Dad said the best way to know what a person is truly made of is to cut them open. Despite being the disciplinarian in our home, he was fair and kind-hearted, unlike some of the aloof men my cousins called father. I used to think my dad was made of starch because his frame reminded me of an overgrown tuber of yam. I was thirteen the night I found out how wrong I was.
I was startled by the sound of his fist-sized bunch keys hitting the laminate floor. Dad shuffled across our threshold, moving as though his legs were too heavy to lift. Mum let out a small whimper when she saw him, the smell of baked chicken trailing her from the kitchen. Dad planted one giant palm on the stark wall to steady himself. It was like watching a collapsing skyscraper in slow motion. He slunk down to the floor.
No one dared to touch Mum’s white walls, but I knew this was not why her mouth was ajar. This was the softest we had ever seen Dad, his mahogany head cradled in Mum’s lap, as though she were a plate. He looked more like the amala Grandma makes on Sundays; thick, steaming stew sliding from top to bottom then pooling around it. But the red substance congealing on his bald head was not the spicy comfort food I had been raised with.
Dad whispered something to Mum. She stopped singing “How Great Thou Art” and, although I could not hear what he had said, Mum hushed him, gently. His face, beaten and pounded, contorted every so often. And then, after the second or third time, Mum shouted for Frances with an urgency of voice I’d never heard before.
“Phone for an ambulance, ngwa!” When she mixed English with Igbo it always unnerved me.
“I’ll call an ambulance Mum,” said Frances, my brother, snatching my phone from my hand. “Password?”
I silently presented my thumb, unlocking the screen.
As if each of Frances’s blinks made life fast forward, before I knew it, paramedics were suddenly at our door.
I remember the bloodied palm print on the wall.
It looked darker than I thought possible, and each fingerprint was just as precise and perfectly formed as I’d seen in movies.

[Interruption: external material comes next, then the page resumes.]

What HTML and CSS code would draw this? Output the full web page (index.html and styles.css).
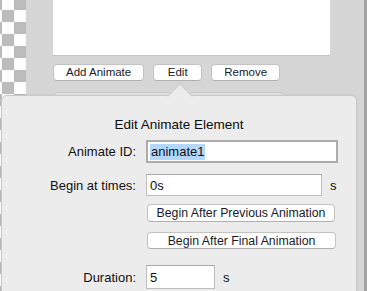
FILE: index.html
```html
<!DOCTYPE html>
<html lang="en">
  <head>
    <meta charset="UTF-8" />
    <title>Edit Animate Element</title>
    <link rel="stylesheet" href="styles.css">
  </head>
  <body>
    <div class="window">
      <!-- transparent canvas preview -->
      <div class="checker"></div>

      <div class="panel">
        <div class="list"></div>
        <div class="actions">
          <button class="btn">Add Animate</button>
          <button class="btn btn-edit">Edit</button>
          <button class="btn">Remove</button>
        </div>
        <div class="below"></div>
      </div>

      <div class="edge"></div>

      <!-- popover opened from the Edit button -->
      <div class="popover">
        <h2 class="popover-title">Edit Animate Element</h2>

        <div class="row row-id">
          <label class="label">Animate ID:</label>
          <div class="field field-id"><span class="selected">animate1</span></div>
        </div>

        <div class="row row-begin">
          <label class="label">Begin at times:</label>
          <div class="field field-begin">0s</div>
          <span class="unit">s</span>
        </div>

        <div class="row row-btn1">
          <span class="label"></span>
          <button class="small-btn btn-prev">Begin After Previous Animation</button>
        </div>

        <div class="row row-btn2">
          <span class="label"></span>
          <button class="small-btn btn-final">Begin After Final Animation</button>
        </div>

        <div class="row row-dur">
          <label class="label">Duration:</label>
          <div class="field field-dur">5</div>
          <span class="unit">s</span>
        </div>
      </div>
    </div>
  </body>
</html>
```

FILE: styles.css
```css
body {
  margin: 0;
  padding: 0;
  font-family: 'Liberation Sans', Arial, sans-serif;
  color: #111;
  overflow: hidden;
}

.window {
  position: relative;
  display: flex;
  width: 367px;
  height: 291px;
  overflow: hidden;
}

/* Checkerboard strip on the left */
.checker {
  width: 26px;
  flex-shrink: 0;
  background: conic-gradient(#bcbcbc 25%, #ffffff 0 50%, #bcbcbc 0 75%, #ffffff 0) 2px -2px / 24px 24px;
}

.panel {
  flex: 1;
  background-color: #d6d6d6;
  padding-left: 27px;
}

.list {
  width: 277px;
  height: 55px;
  background-color: #ffffff;
  box-shadow: 0 1px 0 #c4c4c4;
}

.actions {
  display: flex;
  gap: 9px;
  margin-top: 9px;
}

.btn {
  height: 17px;
  padding: 0 12px;
  background-color: #ffffff;
  border: 1px solid #c3c3c3;
  border-bottom-color: #b0b0b0;
  border-radius: 4px;
  font-family: inherit;
  font-size: 11.5px;
  color: #1a1a2e;
  line-height: 15px;
}

.btn-edit {
  width: 49px;
}

.below {
  width: 229px;
  height: 20px;
  margin-top: 11px;
  background-color: #e4e4e4;
  border: 1px solid #c8c8c8;
  border-radius: 4px;
}

.edge {
  width: 3px;
  flex-shrink: 0;
  background-color: #a2a2a2;
}

/* Popover */
.popover {
  position: absolute;
  left: 1px;
  top: 95px;
  width: 354px;
  height: 220px;
  background-color: #ececec;
  border: 1px solid #c9c9c9;
  border-radius: 6px;
  box-shadow: 0 0 3px rgba(0, 0, 0, 0.08);
}

.popover::before {
  content: '';
  position: absolute;
  left: 169px;
  top: -9px;
  width: 17px;
  height: 17px;
  background-color: #ececec;
  border-top: 1px solid #c9c9c9;
  border-left: 1px solid #c9c9c9;
  transform: rotate(45deg);
}

.popover-title {
  position: relative;
  margin: 21px 0 0;
  font-size: 13.5px;
  font-weight: normal;
  line-height: 16px;
  text-align: center;
  color: #0d0d0d;
}

.row {
  display: flex;
  align-items: center;
}

.label {
  width: 134px;
  margin-right: 10px;
  flex-shrink: 0;
  text-align: right;
  font-size: 13px;
}

.field {
  box-sizing: border-box;
  background-color: #ffffff;
  border: 1px solid #bdbdbd;
  border-top-color: #a8a8a8;
  padding-left: 3px;
  font-size: 13px;
  display: flex;
  align-items: center;
}

.unit {
  margin-left: 8px;
  font-size: 13px;
}

.row-id {
  margin-top: 7px;
}

.field-id {
  width: 192px;
  height: 23px;
  border: 2px solid #acacac;
  padding-left: 2px;
}

.selected {
  background-color: #b3d7ff;
  padding: 0 1px;
  line-height: 16px;
}

.row-begin {
  margin-top: 11px;
}

.field-begin {
  width: 176px;
  height: 22px;
}

.small-btn {
  box-sizing: border-box;
  background-color: #ffffff;
  border: 1px solid #c3c3c3;
  border-bottom-color: #b0b0b0;
  border-radius: 4px;
  font-family: inherit;
  font-size: 12.3px;
  color: #1a1a2e;
  padding: 0;
  margin-left: 1px;
}

.row-btn1 {
  margin-top: 8px;
}

.btn-prev {
  width: 188px;
  height: 18px;
}

.row-btn2 {
  margin-top: 10px;
}

.btn-final {
  width: 189px;
  height: 17px;
}

.row-dur {
  margin-top: 16px;
}

.field-dur {
  width: 69px;
  height: 24px;
}
```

As Dad was wheeled into the ambulance, I sat on the stairs staring at the blood spatter I would later liken to a Rorschach test, after learning the term in my A-level psychology class. That was the night I discovered my father was made of fear and resilience, not starch as I thought, or privilege, like his attackers believed.
Days later, I heard Mum on the phone to her sister: “Mr. Seymour hit first. He lives in the house at the end of our street and his family smiles when we pass. Usually. I thought they liked us?”
As she continued, I learned that Mr. Weber, Mr. Rossi and Mr. Adebayo joined in too, kicking and punching and spitting, not just at Dad, but also at his brand new car. It was time to teach the arrogant monkey a lesson. Mum cried when she said that line. I don’t know whether it was the brutality, the jealousy or the shock that Mr. Adebayo, a fellow Nigerian who had sat on our sofa and laughed at Dad’s jokes, said nothing when my father was called a monkey.
It shook us all.
Dad said the best way to know what a person is truly made of was to cut them open. I thought it was a weird thing to say since biology taught me that we are all blood and bones on the inside. But what he meant was that exteriors often are deceiving. Now, seeing my father broken taught me how revealing our fear and the fear of others can be.
That night, Frances and I learned that our skin was a sin; but how much penance would we need to pay until we are forgiven?